:: INPUT DATA ::
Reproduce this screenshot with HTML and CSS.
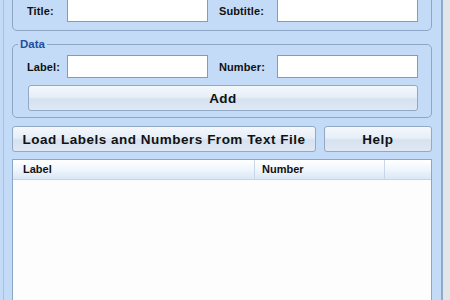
FILE: index.html
```html
<!DOCTYPE html>
<html lang="en">
<head>
    <meta charset="UTF-8">
    <title>Labels and Numbers</title>
    <link rel="stylesheet" href="styles.css">
</head>
<body>
    <div class="window">
        <div class="client">
            <div class="group top">
                <div class="row">
                    <label class="lbl">Title:</label>
                    <input class="box" type="text">
                    <label class="lbl second">Subtitle:</label>
                    <input class="box" type="text">
                </div>
            </div>

            <fieldset class="group data">
                <legend>Data</legend>
                <div class="row">
                    <label class="lbl">Label:</label>
                    <input class="box" type="text">
                    <label class="lbl second">Number:</label>
                    <input class="box" type="text">
                </div>
                <button class="btn add">Add</button>
            </fieldset>

            <div class="actions">
                <button class="btn load">Load Labels and Numbers From Text File</button>
                <button class="btn help">Help</button>
            </div>

            <div class="list">
                <div class="list-head">
                    <div class="col col-label">Label</div>
                    <div class="col col-number">Number</div>
                    <div class="col col-rest"></div>
                </div>
                <div class="list-body"></div>
            </div>
        </div>
    </div>
</body>
</html>
```

FILE: styles.css
```css
* {
    margin: 0;
    padding: 0;
    box-sizing: border-box;
}

body {
    height: 300px;
    overflow: hidden;
    background: linear-gradient(to right, #b4b8be, #e4e5e8);
    font-family: "Liberation Sans", Arial, sans-serif;
    font-weight: 700;
    color: #111;
}

/* window frame, right edge shows the desktop behind */
.window {
    width: 443px;
    height: 300px;
    padding-left: 3px;
    background: #c3dbf7;
    border-right: 2px solid #8ea9c9;
    overflow: hidden;
}

.client {
    display: flow-root;
    height: 100%;
    border-left: 1px solid #a6c0df;
    padding: 0 9px 0 8px;
}

.group {
    border: 1px solid #8ea6c5;
    border-radius: 5px;
}

.group.top {
    margin-top: -10px;
    padding: 8px 13px 8px 14px;
}

.row {
    display: flex;
    align-items: center;
}

.lbl {
    width: 40px;
    font-size: 11px;
    letter-spacing: 0.1px;
}

.lbl.second {
    width: 58px;
    margin-left: 11px;
}

.box {
    width: 141px;
    height: 23px;
    border: 1px solid #7f9db9;
    background: #fff;
}

fieldset.data {
    margin-top: 6px;
    padding: 4px 13px 6px 14px;
}

fieldset.data legend {
    margin-left: -9px;
    padding: 0 2px;
    font-size: 11.5px;
    color: #1f4f9f;
    line-height: 14px;
}

.btn {
    font-family: inherit;
    font-weight: 700;
    font-size: 13.5px;
    letter-spacing: 0.5px;
    color: #111;
    border: 1px solid #91a9c6;
    border-radius: 3px;
    background: linear-gradient(#f4f8fc 0%, #e6eef7 45%, #d6e2f0 55%, #dfe8f3 100%);
}

.add {
    display: block;
    width: 390px;
    height: 26px;
    margin: 7px 0 0 1px;
}

.actions {
    display: flex;
    gap: 8px;
    margin-top: 8px;
}

.load {
    width: 304px;
    height: 26px;
}

.help {
    width: 108px;
    height: 26px;
}

.list {
    margin-top: 7px;
    height: 200px;
    border: 1px solid #8ca7c6;
    background: #fdfdfd;
}

.list-head {
    display: flex;
    height: 20px;
    background: linear-gradient(#ffffff, #f0f6fc 50%, #d9e7f6);
    border-bottom: 1px solid #c5d4e6;
    font-size: 11px;
    line-height: 19px;
}

.col {
    border-right: 1px solid #c9d6e6;
}

.col-label {
    width: 242px;
    padding-left: 10px;
}

.col-number {
    width: 130px;
    padding-left: 7px;
}

.col-rest {
    flex: 1;
    border-right: none;
}

.list-body {
    height: 180px;
}
```
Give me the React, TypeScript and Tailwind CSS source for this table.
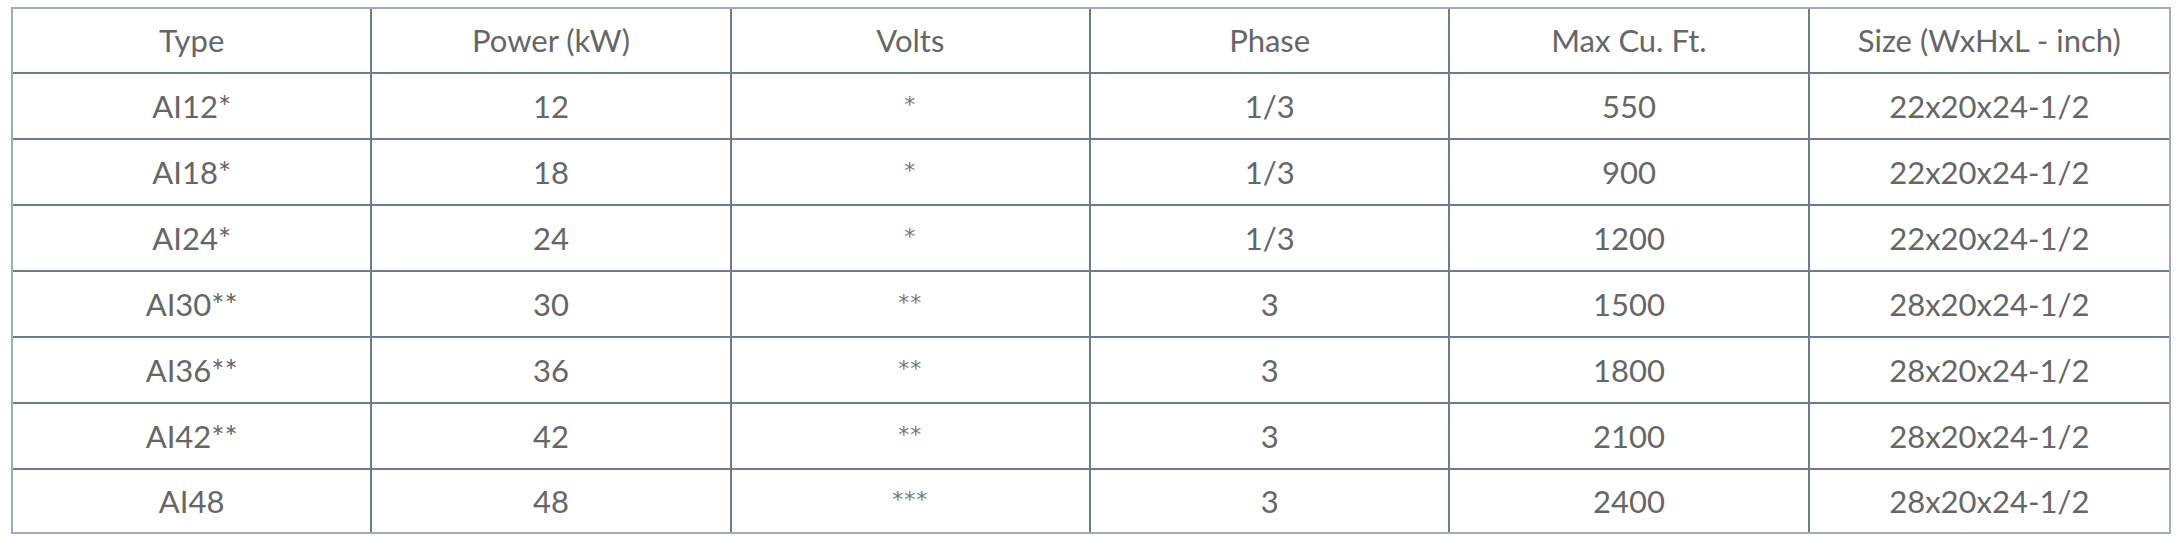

:: INSTRUCTION ::
Every line of the material is to be quoted exactly, with no pictures carried over.

:: REPLY ::
Reproduce this screenshot with HTML and CSS.
FILE: index.html
```html
<!DOCTYPE html>
<html lang="en">
<head>
    <meta charset="UTF-8">
    <title>Labels and Numbers</title>
    <link rel="stylesheet" href="styles.css">
</head>
<body>
    <div class="window">
        <div class="client">
            <div class="group top">
                <div class="row">
                    <label class="lbl">Title:</label>
                    <input class="box" type="text">
                    <label class="lbl second">Subtitle:</label>
                    <input class="box" type="text">
                </div>
            </div>

            <fieldset class="group data">
                <legend>Data</legend>
                <div class="row">
                    <label class="lbl">Label:</label>
                    <input class="box" type="text">
                    <label class="lbl second">Number:</label>
                    <input class="box" type="text">
                </div>
                <button class="btn add">Add</button>
            </fieldset>

            <div class="actions">
                <button class="btn load">Load Labels and Numbers From Text File</button>
                <button class="btn help">Help</button>
            </div>

            <div class="list">
                <div class="list-head">
                    <div class="col col-label">Label</div>
                    <div class="col col-number">Number</div>
                    <div class="col col-rest"></div>
                </div>
                <div class="list-body"></div>
            </div>
        </div>
    </div>
</body>
</html>
```

FILE: styles.css
```css
* {
    margin: 0;
    padding: 0;
    box-sizing: border-box;
}

body {
    height: 300px;
    overflow: hidden;
    background: linear-gradient(to right, #b4b8be, #e4e5e8);
    font-family: "Liberation Sans", Arial, sans-serif;
    font-weight: 700;
    color: #111;
}

/* window frame, right edge shows the desktop behind */
.window {
    width: 443px;
    height: 300px;
    padding-left: 3px;
    background: #c3dbf7;
    border-right: 2px solid #8ea9c9;
    overflow: hidden;
}

.client {
    display: flow-root;
    height: 100%;
    border-left: 1px solid #a6c0df;
    padding: 0 9px 0 8px;
}

.group {
    border: 1px solid #8ea6c5;
    border-radius: 5px;
}

.group.top {
    margin-top: -10px;
    padding: 8px 13px 8px 14px;
}

.row {
    display: flex;
    align-items: center;
}

.lbl {
    width: 40px;
    font-size: 11px;
    letter-spacing: 0.1px;
}

.lbl.second {
    width: 58px;
    margin-left: 11px;
}

.box {
    width: 141px;
    height: 23px;
    border: 1px solid #7f9db9;
    background: #fff;
}

fieldset.data {
    margin-top: 6px;
    padding: 4px 13px 6px 14px;
}

fieldset.data legend {
    margin-left: -9px;
    padding: 0 2px;
    font-size: 11.5px;
    color: #1f4f9f;
    line-height: 14px;
}

.btn {
    font-family: inherit;
    font-weight: 700;
    font-size: 13.5px;
    letter-spacing: 0.5px;
    color: #111;
    border: 1px solid #91a9c6;
    border-radius: 3px;
    background: linear-gradient(#f4f8fc 0%, #e6eef7 45%, #d6e2f0 55%, #dfe8f3 100%);
}

.add {
    display: block;
    width: 390px;
    height: 26px;
    margin: 7px 0 0 1px;
}

.actions {
    display: flex;
    gap: 8px;
    margin-top: 8px;
}

.load {
    width: 304px;
    height: 26px;
}

.help {
    width: 108px;
    height: 26px;
}

.list {
    margin-top: 7px;
    height: 200px;
    border: 1px solid #8ca7c6;
    background: #fdfdfd;
}

.list-head {
    display: flex;
    height: 20px;
    background: linear-gradient(#ffffff, #f0f6fc 50%, #d9e7f6);
    border-bottom: 1px solid #c5d4e6;
    font-size: 11px;
    line-height: 19px;
}

.col {
    border-right: 1px solid #c9d6e6;
}

.col-label {
    width: 242px;
    padding-left: 10px;
}

.col-number {
    width: 130px;
    padding-left: 7px;
}

.col-rest {
    flex: 1;
    border-right: none;
}

.list-body {
    height: 180px;
}
```
Give me the React, TypeScript and Tailwind CSS source for this table.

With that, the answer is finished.